Quantum computing & Mobility
We explore the potential of quantum computers for highly relevant and critical application problems from mobility. For this purpose, we develop customised quantum algorithms and demonstration problems and implement them on the quantum computing hardware at the Innovation Centres.
We use quantum computing for mobility applications through collaboration between industry partners and DLR institutes. These include strategic and tactical planning processes in air transport, optimization problems in demand-driven traffic in road transport, planning and dispatching processes in rail transport, route and trajectory optimization in highly automated/autonomous systems in maritime transport, and optimization of multidimensional logistics networks in intermodal transport. We implement simplified demonstration problems on the quantum computing hardware at the DLR Innovation Centers. The project results are incorporated into the Quantum Computing and Mobility roadmap.

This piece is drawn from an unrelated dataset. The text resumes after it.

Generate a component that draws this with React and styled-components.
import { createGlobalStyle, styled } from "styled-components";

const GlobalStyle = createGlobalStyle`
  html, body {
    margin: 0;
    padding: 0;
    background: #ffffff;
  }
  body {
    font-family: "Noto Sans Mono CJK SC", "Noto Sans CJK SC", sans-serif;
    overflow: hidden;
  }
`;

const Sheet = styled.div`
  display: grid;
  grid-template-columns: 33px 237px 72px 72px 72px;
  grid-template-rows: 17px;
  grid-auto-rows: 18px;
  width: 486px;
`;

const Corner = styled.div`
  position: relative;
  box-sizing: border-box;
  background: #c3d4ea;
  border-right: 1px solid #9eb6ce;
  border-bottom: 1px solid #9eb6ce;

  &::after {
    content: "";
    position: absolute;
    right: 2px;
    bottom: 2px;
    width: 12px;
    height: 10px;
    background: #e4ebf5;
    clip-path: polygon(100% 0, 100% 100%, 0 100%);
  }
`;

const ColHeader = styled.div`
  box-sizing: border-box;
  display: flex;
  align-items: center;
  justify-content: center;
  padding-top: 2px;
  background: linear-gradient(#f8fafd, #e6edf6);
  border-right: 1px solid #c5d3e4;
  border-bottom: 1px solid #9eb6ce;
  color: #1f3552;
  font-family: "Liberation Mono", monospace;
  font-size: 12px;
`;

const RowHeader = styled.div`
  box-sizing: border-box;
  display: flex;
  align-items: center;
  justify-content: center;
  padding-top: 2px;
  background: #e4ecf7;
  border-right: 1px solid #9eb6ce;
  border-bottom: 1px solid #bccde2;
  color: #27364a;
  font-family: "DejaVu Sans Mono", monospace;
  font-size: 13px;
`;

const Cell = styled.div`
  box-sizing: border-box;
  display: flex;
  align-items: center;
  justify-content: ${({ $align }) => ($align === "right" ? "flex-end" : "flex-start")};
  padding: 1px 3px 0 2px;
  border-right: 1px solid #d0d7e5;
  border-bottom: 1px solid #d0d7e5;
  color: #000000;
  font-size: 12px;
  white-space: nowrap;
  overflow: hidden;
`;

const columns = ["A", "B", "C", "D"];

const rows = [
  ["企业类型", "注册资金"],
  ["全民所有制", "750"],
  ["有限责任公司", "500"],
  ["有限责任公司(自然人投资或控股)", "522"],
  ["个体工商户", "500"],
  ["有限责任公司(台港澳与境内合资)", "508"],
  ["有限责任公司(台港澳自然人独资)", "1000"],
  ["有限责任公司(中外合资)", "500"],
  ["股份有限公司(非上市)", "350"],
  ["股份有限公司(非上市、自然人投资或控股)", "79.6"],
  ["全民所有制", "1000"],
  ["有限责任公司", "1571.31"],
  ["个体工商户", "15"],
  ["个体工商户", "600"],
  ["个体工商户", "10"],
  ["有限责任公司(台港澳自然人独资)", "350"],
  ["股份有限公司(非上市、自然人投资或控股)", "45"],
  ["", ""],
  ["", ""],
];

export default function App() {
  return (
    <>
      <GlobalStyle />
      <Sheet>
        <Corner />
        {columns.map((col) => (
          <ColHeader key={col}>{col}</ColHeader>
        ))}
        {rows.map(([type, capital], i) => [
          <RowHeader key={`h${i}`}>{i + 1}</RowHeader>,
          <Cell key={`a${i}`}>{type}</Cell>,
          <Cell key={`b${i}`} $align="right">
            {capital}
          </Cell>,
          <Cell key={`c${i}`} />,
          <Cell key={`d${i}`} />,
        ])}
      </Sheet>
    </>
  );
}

The mobility sector is currently undergoing a major shift: New technologies and intelligent transport systems are quickly presenting challenges that cannot be fully foreseen. In addition, climate change requires energy efficiency, for example in the management of routes and traffic flows, demand-oriented transport or logistics. The problems selected in QCMobility are issues that are already very important and will become even more important in the future as a result of more flexible or highly automated traffic systems. So far, complete solutions to these problems that take all boundary conditions into account are not possible. This is where quantum computing can provide new approaches that offer a quantum advantage, for example, in solving multidimensional optimization problems. The use of these methods must be tested promptly in order to support a transformation in the mobility sector.

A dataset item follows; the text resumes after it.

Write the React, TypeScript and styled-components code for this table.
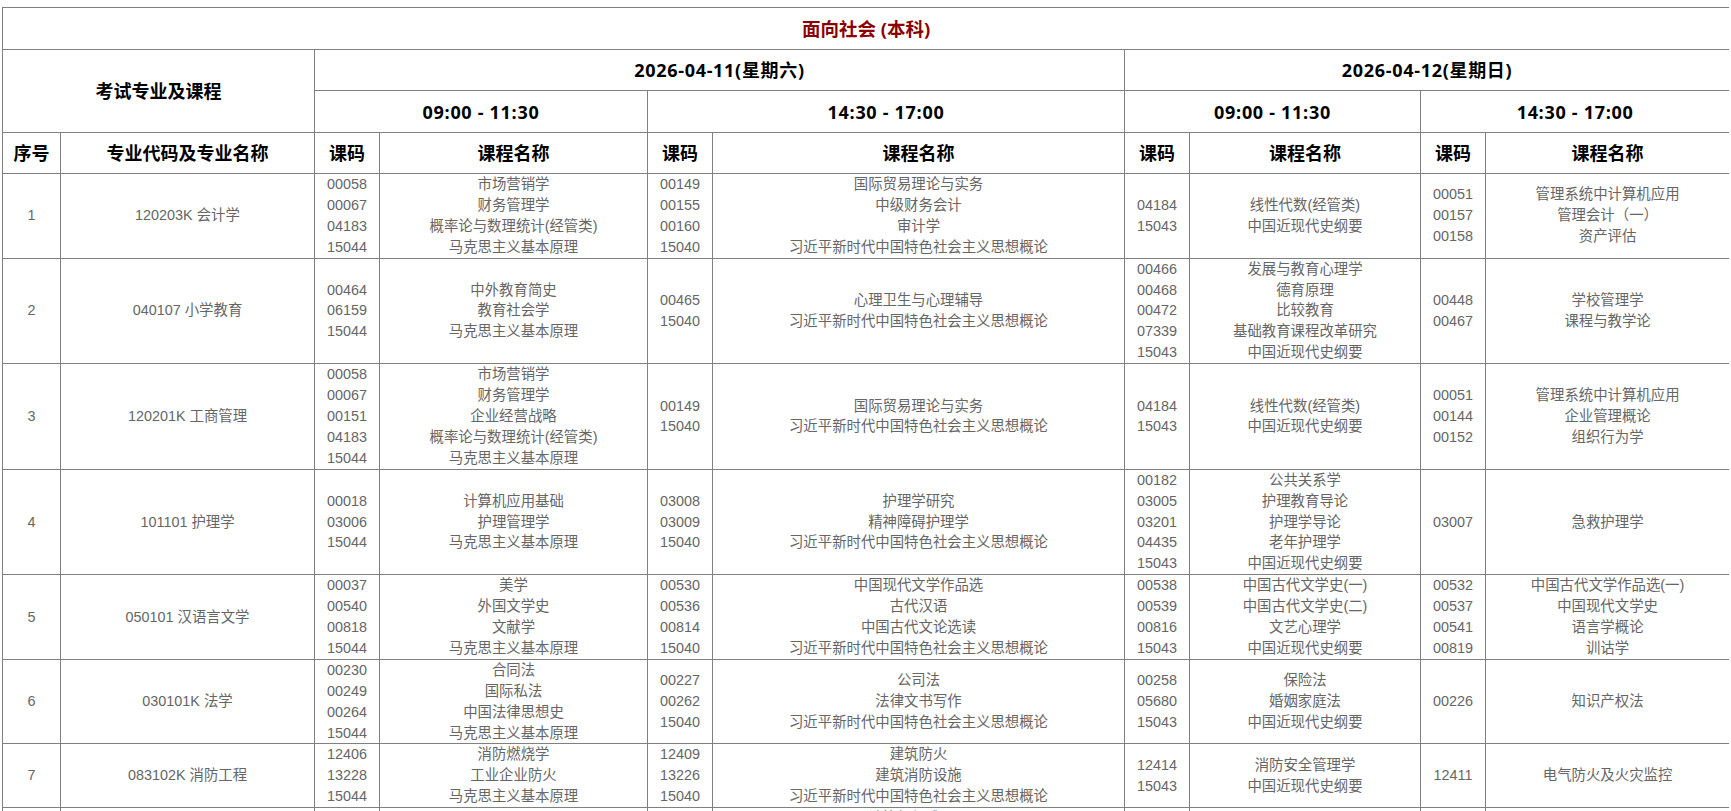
import React from "react";
import styled, { createGlobalStyle } from "styled-components";

const GlobalStyle = createGlobalStyle`
  html, body { background: #fff; }
  body {
    margin: 7px 2px 0 2px;
    font-family: "Liberation Sans", "Noto Sans CJK SC", sans-serif;
  }
`;

const Table = styled.table`
  width: 1727px;
  table-layout: fixed;
  border-collapse: collapse;
  border: 1px solid #808080;
`;

const Th = styled.th<{ $title?: boolean; $h?: number; $wide?: boolean }>`
  border: 1px solid #808080;
  height: ${(p) => p.$h ?? 40}px;
  padding: 0;
  font-family: "Open Sans", "Noto Sans CJK SC", sans-serif;
  font-weight: 700;
  font-size: ${(p) => (p.$title ? 18.5 : 18)}px;
  letter-spacing: ${(p) => (p.$wide ? "0.7px" : "normal")};
  color: ${(p) => (p.$title ? "#8b0000" : "#000")};
  text-align: center;
  vertical-align: middle;
  line-height: 24px;
`;

const Td = styled.td`
  border: 1px solid #808080;
  padding: 0;
  font-family: "Liberation Sans", "Noto Sans CJK SC", sans-serif;
  font-size: 14.4px;
  line-height: 20.9px;
  color: #666;
  text-align: center;
  vertical-align: middle;
`;

const Line = styled.div`
  white-space: nowrap;
`;

type Slot = [string, string][];
type Row = { no: number; major: string; slots: Slot[] };

const MKS: [string, string] = ["15044", "马克思主义基本原理"];
const XJP: [string, string] = ["15040", "习近平新时代中国特色社会主义思想概论"];
const JDS: [string, string] = ["15043", "中国近现代史纲要"];

const rows: Row[] = [
  {
    no: 1,
    major: "120203K 会计学",
    slots: [
      [["00058", "市场营销学"], ["00067", "财务管理学"], ["04183", "概率论与数理统计(经管类)"], MKS],
      [["00149", "国际贸易理论与实务"], ["00155", "中级财务会计"], ["00160", "审计学"], XJP],
      [["04184", "线性代数(经管类)"], JDS],
      [["00051", "管理系统中计算机应用"], ["00157", "管理会计（一）"], ["00158", "资产评估"]],
    ],
  },
  {
    no: 2,
    major: "040107 小学教育",
    slots: [
      [["00464", "中外教育简史"], ["06159", "教育社会学"], MKS],
      [["00465", "心理卫生与心理辅导"], XJP],
      [["00466", "发展与教育心理学"], ["00468", "德育原理"], ["00472", "比较教育"], ["07339", "基础教育课程改革研究"], JDS],
      [["00448", "学校管理学"], ["00467", "课程与教学论"]],
    ],
  },
  {
    no: 3,
    major: "120201K 工商管理",
    slots: [
      [["00058", "市场营销学"], ["00067", "财务管理学"], ["00151", "企业经营战略"], ["04183", "概率论与数理统计(经管类)"], MKS],
      [["00149", "国际贸易理论与实务"], XJP],
      [["04184", "线性代数(经管类)"], JDS],
      [["00051", "管理系统中计算机应用"], ["00144", "企业管理概论"], ["00152", "组织行为学"]],
    ],
  },
  {
    no: 4,
    major: "101101 护理学",
    slots: [
      [["00018", "计算机应用基础"], ["03006", "护理管理学"], MKS],
      [["03008", "护理学研究"], ["03009", "精神障碍护理学"], XJP],
      [["00182", "公共关系学"], ["03005", "护理教育导论"], ["03201", "护理学导论"], ["04435", "老年护理学"], JDS],
      [["03007", "急救护理学"]],
    ],
  },
  {
    no: 5,
    major: "050101 汉语言文学",
    slots: [
      [["00037", "美学"], ["00540", "外国文学史"], ["00818", "文献学"], MKS],
      [["00530", "中国现代文学作品选"], ["00536", "古代汉语"], ["00814", "中国古代文论选读"], XJP],
      [["00538", "中国古代文学史(一)"], ["00539", "中国古代文学史(二)"], ["00816", "文艺心理学"], JDS],
      [["00532", "中国古代文学作品选(一)"], ["00537", "中国现代文学史"], ["00541", "语言学概论"], ["00819", "训诂学"]],
    ],
  },
  {
    no: 6,
    major: "030101K 法学",
    slots: [
      [["00230", "合同法"], ["00249", "国际私法"], ["00264", "中国法律思想史"], MKS],
      [["00227", "公司法"], ["00262", "法律文书写作"], XJP],
      [["00258", "保险法"], ["05680", "婚姻家庭法"], JDS],
      [["00226", "知识产权法"]],
    ],
  },
  {
    no: 7,
    major: "083102K 消防工程",
    slots: [
      [["12406", "消防燃烧学"], ["13228", "工业企业防火"], MKS],
      [["12409", "建筑防火"], ["13226", "建筑消防设施"], XJP],
      [["12414", "消防安全管理学"], JDS],
      [["12411", "电气防火及火灾监控"]],
    ],
  },
  {
    no: 8,
    major: "080901 计算机科学与技术",
    slots: [
      [["02197", "概率论与数理统计(二)"], MKS],
      [["02318", "计算机组成原理"], ["02325", "计算机系统结构"], ["02331", "数据结构"], XJP],
      [["02323", "操作系统概论"], JDS],
      [["02326", "操作系统"]],
    ],
  },
];

const widths = [58, 254, 65, 268, 65, 412, 65, 231, 65, 244];

const SlotCells: React.FC<{ slot: Slot }> = ({ slot }) => (
  <>
    <Td>
      {slot.map(([c], i) => (
        <Line key={i}>{c}</Line>
      ))}
    </Td>
    <Td>
      {slot.map(([, n], i) => (
        <Line key={i}>{n}</Line>
      ))}
    </Td>
  </>
);

export default function App() {
  return (
    <>
      <GlobalStyle />
      <Table>
        <colgroup>
          {widths.map((w, i) => (
            <col key={i} style={{ width: w }} />
          ))}
        </colgroup>
        <thead>
          <tr>
            <Th colSpan={10} $title $h={41}>
              面向社会 (本科)
            </Th>
          </tr>
          <tr>
            <Th colSpan={2} rowSpan={2}>
              考试专业及课程
            </Th>
            <Th colSpan={4} $wide>2026-04-11(星期六)</Th>
            <Th colSpan={4} $wide>2026-04-12(星期日)</Th>
          </tr>
          <tr>
            <Th colSpan={2} $h={41} $wide>09:00 - 11:30</Th>
            <Th colSpan={2} $h={41} $wide>14:30 - 17:00</Th>
            <Th colSpan={2} $h={41} $wide>09:00 - 11:30</Th>
            <Th colSpan={2} $h={41} $wide>14:30 - 17:00</Th>
          </tr>
          <tr>
            <Th>序号</Th>
            <Th>专业代码及专业名称</Th>
            {[0, 1, 2, 3].map((i) => (
              <React.Fragment key={i}>
                <Th>课码</Th>
                <Th>课程名称</Th>
              </React.Fragment>
            ))}
          </tr>
        </thead>
        <tbody>
          {rows.map((r) => (
            <tr key={r.no}>
              <Td>{r.no}</Td>
              <Td>{r.major}</Td>
              {r.slots.map((s, i) => (
                <SlotCells key={i} slot={s} />
              ))}
            </tr>
          ))}
        </tbody>
      </Table>
    </>
  );
}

In the mobility sector, potential run-time advantages of quantum computers are extremely relevant both for time-critical problems and for problems where high levels of complexity must be taken into account. These benefits are particularly important if, as in the case of trajectory optimisation, it is to be used to avoid critical situations in real time, such as conflicting trajectories between road users or dangerous weather phenomena. In the event of disruptions, such as a sudden route closure, it is also necessary to react in a time-critical manner in order to optimise alternative routes for traffic. The increase in complexity in route optimisation enables additional savings potentials in emissions or delay reduction.
By having partners with complementary expertise work together in QCMobility, we take into account the current state of the art science in mobility research and quantum computing and can subject the research results to a feasibility check.